---------- INFORMATION GIVEN ----------

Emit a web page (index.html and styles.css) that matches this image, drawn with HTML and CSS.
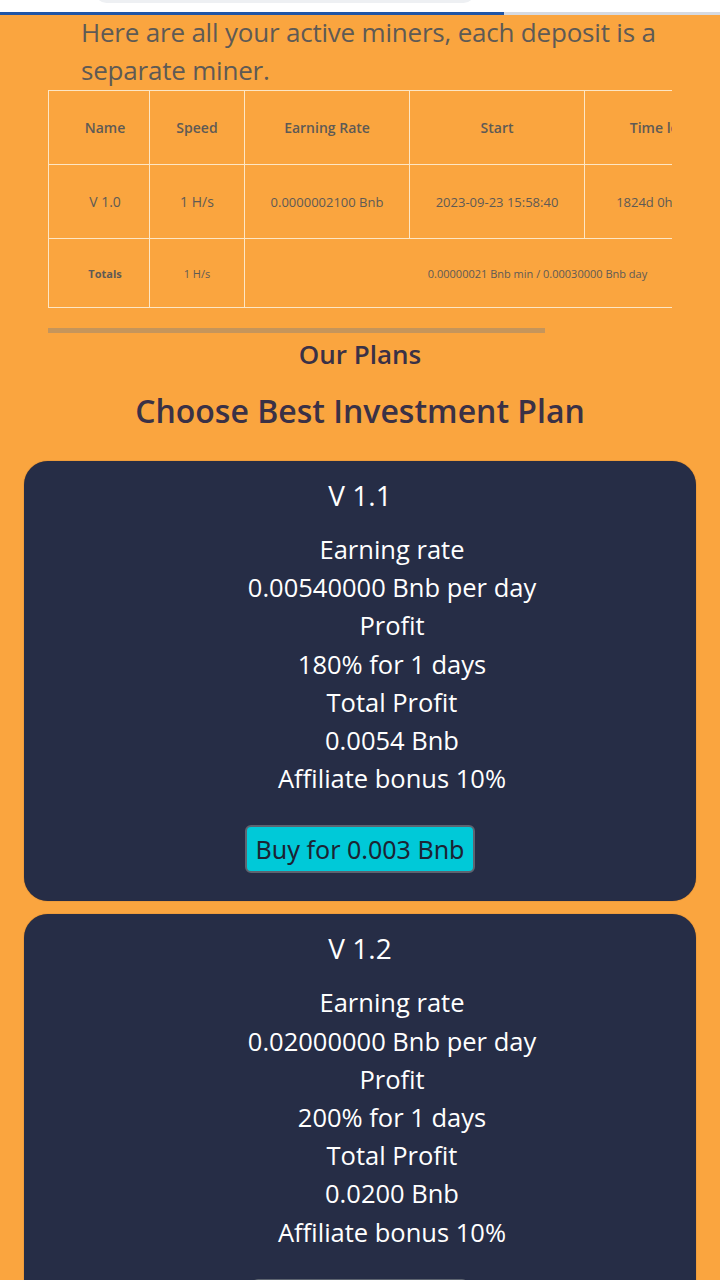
FILE: index.html
```html
<!DOCTYPE html>
<html lang="en">
<head>
  <meta charset="UTF-8" />
  <meta name="viewport" content="width=device-width, initial-scale=1.0"/>
  <title>My Miners</title>
  <link rel="stylesheet" href="styles.css">
</head>
<body>
  <div class="browser-top">
    <div class="address-bar"></div>
  </div>
  <div class="progress">
    <div class="progress-fill"></div>
  </div>

  <p class="intro">Here are all your active miners, each deposit is a separate miner.</p>

  <div class="table-wrap">
    <table class="miners">
      <thead>
        <tr>
          <th class="col-name">Name</th>
          <th class="col-speed">Speed</th>
          <th class="col-rate">Earning Rate</th>
          <th class="col-start">Start</th>
          <th class="col-left">Time left</th>
          <th class="col-status">Status</th>
        </tr>
      </thead>
      <tbody>
        <tr>
          <td class="first">V 1.0</td>
          <td>1 H/s</td>
          <td class="small">0.0000002100 Bnb</td>
          <td class="small">2023-09-23 15:58:40</td>
          <td class="small">1824d 0h 49m</td>
          <td class="small">Active</td>
        </tr>
        <tr class="totals">
          <td class="first"><b>Totals</b></td>
          <td>1 H/s</td>
          <td colspan="4">0.00000021 Bnb min / 0.00030000 Bnb day</td>
        </tr>
      </tbody>
    </table>
  </div>

  <div class="divider"></div>

  <h3 class="sub-title">Our Plans</h3>
  <h2 class="title">Choose Best Investment Plan</h2>

  <div class="plans">
    <div class="plan">
      <h4>V 1.1</h4>
      <ul>
        <li>Earning rate</li>
        <li>0.00540000 Bnb per day</li>
        <li>Profit</li>
        <li>180% for 1 days</li>
        <li>Total Profit</li>
        <li>0.0054 Bnb</li>
        <li>Affiliate bonus 10%</li>
      </ul>
      <button class="buy-btn">Buy for 0.003 Bnb</button>
    </div>

    <div class="plan">
      <h4>V 1.2</h4>
      <ul>
        <li>Earning rate</li>
        <li>0.02000000 Bnb per day</li>
        <li>Profit</li>
        <li>200% for 1 days</li>
        <li>Total Profit</li>
        <li>0.0200 Bnb</li>
        <li>Affiliate bonus 10%</li>
      </ul>
      <button class="buy-btn muted">Buy for 0.01 Bnb</button>
    </div>
  </div>
</body>
</html>
```

FILE: styles.css
```css
:root {
  --bg-orange: #faa53f;
  --card-bg: #262d46;
  --text-gray: #5e5a55;
  --heading: #3a3146;
  --cell-border: #fde6c4;
  --cyan: #00c9d8;
}

body {
  margin: 0;
  background-color: var(--bg-orange);
  font-family: 'Open Sans', 'Noto Sans', sans-serif;
  overflow-x: hidden;
}

.browser-top {
  height: 12px;
  background: #ffffff;
  position: relative;
}

.address-bar {
  position: absolute;
  left: 95px;
  top: -20px;
  width: 380px;
  height: 23px;
  border-radius: 12px;
  background: #eef0f3;
}

.progress {
  height: 3px;
  background: #d6dae1;
}

.progress-fill {
  width: 504px;
  height: 100%;
  background: #1f55a6;
}

.intro {
  margin: -2px 30px 0 81px;
  font-size: 26px;
  line-height: 38px;
  color: var(--text-gray);
  letter-spacing: -0.2px;
}

.table-wrap {
  margin: 1px 48px 0;
  overflow: hidden;
}

.miners {
  border-collapse: collapse;
  table-layout: fixed;
  width: 782px;
  color: var(--text-gray);
  text-align: center;
}

.miners th,
.miners td {
  border: 1px solid var(--cell-border);
  padding: 0 6px;
  white-space: nowrap;
}

.miners th {
  height: 73px;
  font-size: 14px;
  font-weight: 600;
}

.miners td {
  height: 73px;
  font-size: 14px;
}

.miners td.small {
  font-size: 13px;
}

.miners .col-name,
.miners .first {
  padding: 0 0 0 12px;
}

.col-name { width: 88px; }
.col-speed { width: 82px; }
.col-rate { width: 152px; }
.col-start { width: 162px; }
.col-left { width: 137px; }
.col-status { width: 83px; }

.miners .totals td {
  height: 68px;
  font-size: 11px;
}

.divider {
  margin: 20px 0 0 48px;
  width: 497px;
  height: 5px;
  background: #c5955b;
}

.sub-title {
  margin: 4px 0 0;
  text-align: center;
  font-size: 26px;
  font-weight: 600;
  line-height: 34px;
  color: var(--heading);
}

.title {
  margin: 20px 0 0;
  text-align: center;
  font-size: 32px;
  font-weight: 600;
  line-height: 40px;
  color: var(--heading);
}

.plans {
  margin: 30px 24px 0;
  display: flex;
  flex-direction: column;
  gap: 13px;
}

.plan {
  background: var(--card-bg);
  border-radius: 24px;
  padding: 17px 0 28px;
  color: #ffffff;
  text-align: center;
  box-shadow: 0 0 1px rgba(60, 30, 10, 0.6);
}

.plan h4 {
  margin: 0;
  font-size: 28px;
  font-weight: 500;
  line-height: 34px;
}

.plan ul {
  list-style: none;
  margin: 18px 0 0;
  padding: 0 0 0 64px;
}

.plan li {
  font-size: 25.5px;
  line-height: 38.2px;
}

.buy-btn {
  margin-top: 28px;
  height: 48px;
  padding: 0 9px;
  font-family: 'Noto Sans', 'Open Sans', sans-serif;
  font-size: 25px;
  color: #1c2333;
  background: var(--cyan);
  border: 2px solid #5d6470;
  border-radius: 6px;
}

.buy-btn.muted {
  background: #6b727b;
}
```
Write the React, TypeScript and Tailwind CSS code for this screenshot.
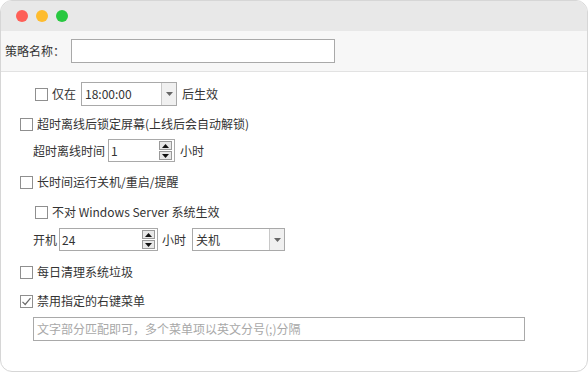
function Checkbox({ checked = false }: { checked?: boolean }) {
  return (
    <span className="flex h-[13px] w-[13px] shrink-0 items-center justify-center border border-[#8f8f8f] bg-white">
      {checked && (
        <svg width="11" height="11" viewBox="0 0 11 11">
          <path d="M1.5 5.8 L4.2 8.5 L9.5 2.2" fill="none" stroke="#6b6b6b" strokeWidth="1.2" />
        </svg>
      )}
    </span>
  );
}

function Combo({ value, width }: { value: string; width: string }) {
  return (
    <div className={`flex h-full ${width} border border-[#a9a9a9] bg-white`}>
      <span className="flex flex-1 items-center pl-[3px]">{value}</span>
      <span className="flex w-[15px] items-center justify-center border-l border-[#c8c8c8] bg-[#f0f0f0]">
        <svg width="7" height="4" viewBox="0 0 7 4">
          <path d="M0 0 H7 L3.5 4 Z" fill="#666" />
        </svg>
      </span>
    </div>
  );
}

function Spin({ value, width }: { value: string; width: string }) {
  return (
    <div className={`flex h-full ${width} border border-[#a9a9a9] bg-white`}>
      <span className="flex flex-1 items-center pl-[2px]">{value}</span>
      <div className="flex w-[15px] flex-col gap-px py-px pr-[2px]">
        <span className="flex flex-1 items-center justify-center border border-[#9a9a9a] bg-[#e8e8e8]">
          <svg width="7" height="4" viewBox="0 0 7 4">
            <path d="M0 4 H7 L3.5 0 Z" fill="#111" />
          </svg>
        </span>
        <span className="flex flex-1 items-center justify-center border border-[#9a9a9a] bg-[#e8e8e8]">
          <svg width="7" height="4" viewBox="0 0 7 4">
            <path d="M0 0 H7 L3.5 4 Z" fill="#111" />
          </svg>
        </span>
      </div>
    </div>
  );
}

export default function App() {
  return (
    <div
      className="flex h-[372px] w-[588px] flex-col overflow-hidden rounded-[12px] border border-[#d6d6d6] bg-white text-[12px] leading-[16px] text-[#333]"
      style={{ fontFamily: '"Noto Sans CJK SC", "Noto Sans", sans-serif' }}
    >
      {/* title bar */}
      <div className="flex h-[30px] shrink-0 items-center gap-[8px] bg-[#e8e8e8] pl-[15px]">
        <span className="h-[12px] w-[12px] rounded-full bg-[#fe5f57]" />
        <span className="h-[12px] w-[12px] rounded-full bg-[#febc2e]" />
        <span className="h-[12px] w-[12px] rounded-full bg-[#28c840]" />
      </div>

      {/* name */}
      <div className="flex h-[41px] shrink-0 items-center border-b border-[#e2e2e2] bg-[#f7f7f7] pl-[4px]">
        <span className="w-[66px]">策略名称：</span>
        <div className="h-[24px] w-[264px] border border-[#a9a9a9] bg-white" />
      </div>

      {/* options */}
      <div className="flex flex-col">
        <div className="mt-[10px] flex h-[24px] items-center pl-[34px]">
          <Checkbox />
          <span className="ml-[4px]">仅在</span>
          <div className="ml-[5px] h-full">
            <Combo value="18:00:00" width="w-[96px]" />
          </div>
          <span className="ml-[5px]">后生效</span>
        </div>

        <div className="mt-[8px] flex h-[20px] items-center pl-[19px]">
          <Checkbox />
          <span className="ml-[4px]">超时离线后锁定屏幕(上线后会自动解锁)</span>
        </div>

        <div className="mt-[5px] flex h-[23px] items-center pl-[32px]">
          <span>超时离线时间</span>
          <div className="ml-[3px] h-full">
            <Spin value="1" width="w-[67px]" />
          </div>
          <span className="ml-[5px]">小时</span>
        </div>

        <div className="mt-[10px] flex h-[20px] items-center pl-[19px]">
          <Checkbox />
          <span className="ml-[4px]">长时间运行关机/重启/提醒</span>
        </div>

        <div className="mt-[10px] flex h-[20px] items-center pl-[34px]">
          <Checkbox />
          <span className="ml-[4px]">不对 Windows Server 系统生效</span>
        </div>

        <div className="mt-[6px] flex h-[23px] items-center pl-[32px]">
          <span>开机</span>
          <div className="ml-[2px] h-full">
            <Spin value="24" width="w-[99px]" />
          </div>
          <span className="ml-[4px]">小时</span>
          <div className="ml-[6px] h-full">
            <Combo value="关机" width="w-[93px]" />
          </div>
        </div>

        <div className="mt-[11px] flex h-[20px] items-center pl-[19px]">
          <Checkbox />
          <span className="ml-[4px]">每日清理系统垃圾</span>
        </div>

        <div className="mt-[9px] flex h-[20px] items-center pl-[19px]">
          <Checkbox checked />
          <span className="ml-[4px]">禁用指定的右键菜单</span>
        </div>

        <div className="ml-[32px] mt-[6px] flex h-[24px] w-[492px] items-center border border-[#a9a9a9] bg-white pl-[3px] text-[#a8a8a8]">
          文字部分匹配即可，多个菜单项以英文分号(;)分隔
        </div>
      </div>
    </div>
  );
}
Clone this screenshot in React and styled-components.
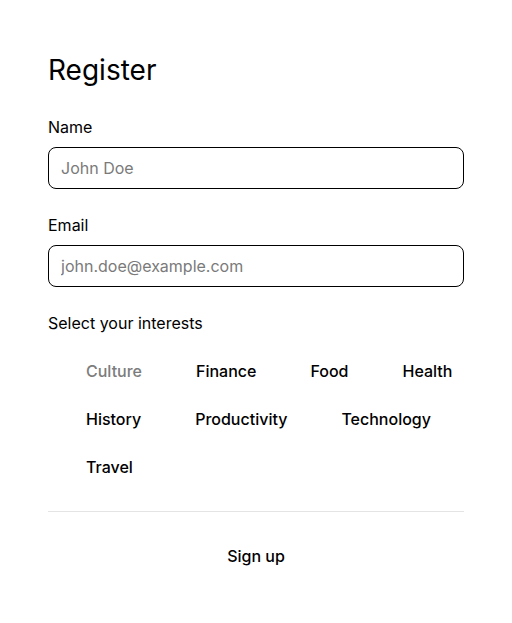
import React from "react";
import styled, { createGlobalStyle } from "styled-components";

const interests = [
  "Culture",
  "Finance",
  "Food",
  "Health",
  "History",
  "Productivity",
  "Technology",
  "Travel",
];

const App = () => {
  return (
    <>
      <GlobalStyle />
      <Page>
        <Form onSubmit={(e) => e.preventDefault()}>
          <Title>Register</Title>
          <Field>
            <Label htmlFor="name">Name</Label>
            <Input id="name" placeholder="John Doe" />
          </Field>
          <Field>
            <Label htmlFor="email">Email</Label>
            <Input id="email" type="email" placeholder="john.doe@example.com" />
          </Field>
          <Field>
            <Label as="span">Select your interests</Label>
            <InterestList>
              {interests.map((item, i) => (
                <Interest key={item} $muted={i === 0}>
                  {item}
                </Interest>
              ))}
            </InterestList>
          </Field>
          <Divider />
          <SubmitButton type="submit">Sign up</SubmitButton>
        </Form>
      </Page>
    </>
  );
};

const GlobalStyle = createGlobalStyle`
  body {
    margin: 0;
    background: #fff;
    font-family: Inter, "Noto Sans", sans-serif;
    color: #111;
  }
`;

const Page = styled.div`
  padding: 52px 48px 40px;
`;

const Form = styled.form`
  display: flex;
  flex-direction: column;
`;

const Title = styled.h1`
  margin: 0 0 27px;
  font-size: 28px;
  line-height: 36px;
  font-weight: 400;
  color: #000;
`;

const Field = styled.div`
  display: flex;
  flex-direction: column;
  gap: 8px;
  margin-bottom: 24px;
`;

const Label = styled.label`
  font-size: 16px;
  line-height: 24px;
  color: #000;
`;

const Input = styled.input`
  box-sizing: border-box;
  height: 42px;
  padding: 0 12px;
  border: 1px solid #000;
  border-radius: 8px;
  font-family: inherit;
  font-size: 16px;
  color: #000;
  outline: none;
  &::placeholder {
    color: #7a7a7a;
  }
`;

const InterestList = styled.ul`
  display: flex;
  flex-wrap: wrap;
  column-gap: 54px;
  row-gap: 24px;
  margin: 16px 0 8px;
  padding: 0 0 0 38px;
  list-style: none;
`;

const Interest = styled.li`
  font-size: 16px;
  line-height: 24px;
  font-weight: 500;
  color: ${(p) => (p.$muted ? "#7c7c7c" : "#000")};
`;

const Divider = styled.hr`
  margin: 0;
  border: 0;
  border-top: 1px solid #e4e4e4;
`;

const SubmitButton = styled.button`
  margin-top: 32px;
  align-self: center;
  background: none;
  border: 0;
  padding: 0;
  font-family: inherit;
  font-size: 16px;
  line-height: 24px;
  font-weight: 500;
  color: #000;
`;

export default App;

----------

WHAT TO WORK ON => Identify each line of the material where the word "screenshot" shows up, and copy it.

RESULT OF THE TASK =>
Write the React, TypeScript and Tailwind CSS code for this screenshot.
Clone this screenshot in React and styled-components.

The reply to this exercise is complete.